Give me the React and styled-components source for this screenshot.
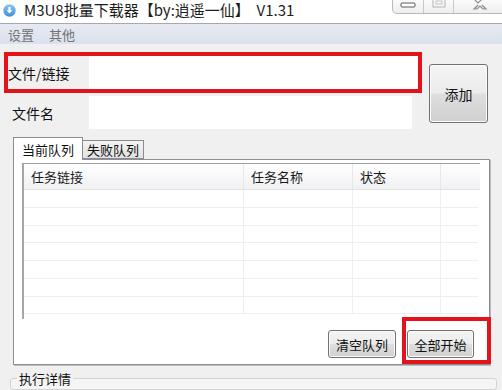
import React from 'react';
import styled, { createGlobalStyle } from 'styled-components';

const GlobalStyle = createGlobalStyle`
  html, body {
    margin: 0;
    padding: 0;
    background: #f0f0f0;
  }
  body {
    font-family: "Noto Sans CJK SC", "Noto Sans", sans-serif;
  }
  * { box-sizing: border-box; }
`;

const Window = styled.div`
  width: 502px;
  height: 390px;
  overflow: hidden;
  background: #f0f0f0;
  display: flex;
  flex-direction: column;
  color: #1a1a1a;
`;

const TitleBar = styled.div`
  height: 24px;
  flex-shrink: 0;
  background: #fff;
  border-bottom: 1px solid #a8a8a8;
  display: flex;
  align-items: flex-start;
  padding-left: 3px;
`;

const AppIcon = styled.svg`
  width: 13px;
  height: 13px;
  margin-top: 4px;
  flex-shrink: 0;
`;

const Title = styled.div`
  margin-left: 8px;
  font-size: 15px;
  line-height: 20px;
  color: #1c1c1c;
  white-space: pre;
`;

const Controls = styled.div`
  margin-left: auto;
  margin-right: -4px;
  display: flex;
  height: 14px;
  border: 1px solid #b9b9b9;
  border-top: none;
  border-radius: 0 0 5px 5px;
  background: linear-gradient(#fbfbfb, #eeeeee);
`;

const CtrlButton = styled.div`
  width: ${p => p.w}px;
  display: flex;
  align-items: flex-start;
  justify-content: center;
  border-left: ${p => (p.first ? 'none' : '1px solid #c8c8c8')};
`;

const MenuBar = styled.div`
  height: 21px;
  flex-shrink: 0;
  display: flex;
  align-items: center;
  padding-left: 8px;
  gap: 15px;
  background: linear-gradient(#e6eaf3, #dbe1ed);
  border-bottom: 1px solid #eef0f5;
`;

const MenuItem = styled.span`
  font-size: 13px;
  color: #737373;
`;

const Form = styled.div`
  display: flex;
  align-items: flex-start;
  padding: 11px 0 0 4px;
`;

const Fields = styled.div`
  display: flex;
  flex-direction: column;
  gap: 7px;
`;

const Row = styled.div`
  position: relative;
  display: flex;
  align-items: center;
  height: 33px;
`;

const Label = styled.div`
  width: 85px;
  padding-left: ${p => p.indent}px;
  font-size: 14px;
  color: #111;
`;

const Input = styled.div`
  width: ${p => p.w}px;
  height: 33px;
  background: #fff;
`;

const Highlight = styled.div`
  position: absolute;
  top: ${p => p.t}px;
  left: ${p => p.l}px;
  right: ${p => p.r}px;
  bottom: ${p => p.b}px;
  border: 4px solid #e3131b;
  pointer-events: none;
`;

const Button = styled.button`
  width: ${p => p.w}px;
  height: ${p => p.h}px;
  padding: 0;
  border: 1px solid #717171;
  border-radius: 3px;
  background: linear-gradient(#f4f4f4 0%, #ececec 48%, #dedede 52%, #d0d0d0 100%);
  box-shadow: inset 0 0 0 1px #fbfbfb;
  font-family: inherit;
  font-size: ${p => p.fs}px;
  color: #111;
`;

const AddButton = styled(Button)`
  margin: 8px 0 0 11px;
`;

const TabStrip = styled.div`
  display: flex;
  align-items: flex-end;
  height: 22px;
  margin: 8px 0 0 13px;
`;

const Tab = styled.div`
  position: relative;
  z-index: ${p => (p.active ? 1 : 0)};
  height: ${p => (p.active ? 23 : 19)}px;
  margin-bottom: ${p => (p.active ? -1 : 0)}px;
  padding: 0 ${p => (p.active ? 8 : 4)}px 0 ${p => (p.active ? 8 : 4)}px;
  display: flex;
  align-items: center;
  font-size: 13px;
  color: #111;
  border: 1px solid #898c95;
  border-bottom: ${p => (p.active ? 'none' : '1px solid #898c95')};
  border-left: ${p => (p.active ? '1px solid #898c95' : 'none')};
  background: ${p => (p.active ? '#fff' : 'linear-gradient(#f3f3f3, #e2e2e2)')};
`;

const Panel = styled.div`
  margin-left: 13px;
  width: 477px;
  height: 206px;
  flex-shrink: 0;
  background: #fff;
  border: 1px solid #8c8e94;
  box-shadow: 1px 1px 0 #bcbcbc;
  padding: 3px 0 0 8px;
`;

const List = styled.div`
  width: 458px;
  height: 156px;
  border-top: 1px solid #a0a0a0;
  border-left: 2px solid #a6a6a6;
`;

const HeaderRow = styled.div`
  display: flex;
  height: 26px;
  background: linear-gradient(#ffffff, #f0f1f3);
  border-bottom: 1px solid #e2e2e2;
`;

const HeaderCell = styled.div`
  width: ${p => p.w}px;
  padding-left: 7px;
  display: flex;
  align-items: center;
  font-size: 13px;
  color: #1a1a1a;
  border-right: ${p => (p.last ? 'none' : '1px solid #e8e8e8')};
`;

const DataRow = styled.div`
  display: flex;
  height: 17.75px;
  border-bottom: 1px solid #eeeeee;
  width: 454px;
`;

const DataCell = styled.div`
  width: ${p => p.w}px;
  border-right: ${p => (p.last ? 'none' : '1px solid #eeeeee')};
`;

const ButtonRow = styled.div`
  display: flex;
  justify-content: flex-end;
  gap: 11px;
  padding: 11px 15px 0 0;
`;

const Marked = styled.div`
  position: relative;
`;

const GroupBox = styled.fieldset`
  margin: 5px 5px 0 10px;
  padding: 0 6px;
  height: 40px;
  border: 1px solid #d2d2d2;
  border-radius: 3px;
  background: #f5f5f5;
`;

const Legend = styled.legend`
  padding: 0 2px;
  font-size: 13px;
  line-height: 17px;
  color: #111;
`;

const columns = [
  { title: '任务链接', w: 220 },
  { title: '任务名称', w: 109 },
  { title: '状态', w: 88 },
  { title: '', w: 37 },
];

const App = () => {
  return (
    <Window>
      <GlobalStyle />
      <TitleBar>
        <AppIcon viewBox="0 0 13 13">
          <defs>
            <linearGradient id="ig" x1="0" y1="0" x2="0" y2="1">
              <stop offset="0" stopColor="#8cc4f2" />
              <stop offset="1" stopColor="#3f8fd8" />
            </linearGradient>
          </defs>
          <circle cx="6.5" cy="6.5" r="6.2" fill="url(#ig)" />
          <path d="M5.4 3h2.2v3.3h1.8L6.5 9.6 3.6 6.3h1.8z" fill="#fff" />
        </AppIcon>
        <Title>M3U8批量下载器【by:逍遥一仙】  V1.31</Title>
        <Controls>
          <CtrlButton w={30} first>
            <svg width="16" height="8" viewBox="0 0 16 8">
              <rect x="1" y="3" width="14" height="4" rx="1" fill="#fff" stroke="#5a5a5a" />
            </svg>
          </CtrlButton>
          <CtrlButton w={30}>
            <svg width="14" height="8" viewBox="0 0 14 8">
              <rect x="1" y="-3" width="12" height="10" fill="none" stroke="#b4b4b4" />
              <rect x="4" y="1" width="6" height="3" fill="none" stroke="#c4c4c4" />
            </svg>
          </CtrlButton>
          <CtrlButton w={52}>
            <svg width="16" height="10" viewBox="0 0 16 10">
              <path d="M2 -1l4 4 4 -4M6 5l-4 4h3l3-3 3 3h3l-4-4" fill="none" stroke="#8e8e8e" strokeWidth="1.2" />
            </svg>
          </CtrlButton>
        </Controls>
      </TitleBar>

      <MenuBar>
        <MenuItem>设置</MenuItem>
        <MenuItem>其他</MenuItem>
      </MenuBar>

      <Form>
        <Fields>
          <Row>
            <Label indent={4}>文件/链接</Label>
            <Input w={329} />
            <Highlight t={-4} l={0} r={-4} b={-4} />
          </Row>
          <Row>
            <Label indent={8}>文件名</Label>
            <Input w={323} />
          </Row>
        </Fields>
        <AddButton w={59} h={59} fs={14}>添加</AddButton>
      </Form>

      <TabStrip>
        <Tab active>当前队列</Tab>
        <Tab>失败队列</Tab>
      </TabStrip>
      <Panel>
        <List>
          <HeaderRow>
            {columns.map((c, i) => (
              <HeaderCell key={i} w={c.w} last={i === columns.length - 1}>
                {c.title}
              </HeaderCell>
            ))}
          </HeaderRow>
          {Array.from({ length: 7 }).map((_, r) => (
            <DataRow key={r}>
              {columns.map((c, i) => (
                <DataCell key={i} w={c.w} last={i === columns.length - 1} />
              ))}
            </DataRow>
          ))}
        </List>
        <ButtonRow>
          <Button w={68} h={28} fs={13}>清空队列</Button>
          <Marked>
            <Button w={67} h={28} fs={13}>全部开始</Button>
            <Highlight t={-13} l={-5} r={-17} b={-6} />
          </Marked>
        </ButtonRow>
      </Panel>

      <GroupBox>
        <Legend>执行详情</Legend>
      </GroupBox>
    </Window>
  );
};

export default App;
------------------------------------------------
**YOUR GOAL**:
Find all lines with "components" in them and copy each one.

**TASK OUTPUT**:
Give me the React and styled-components source for this screenshot.
import styled, { createGlobalStyle } from 'styled-components';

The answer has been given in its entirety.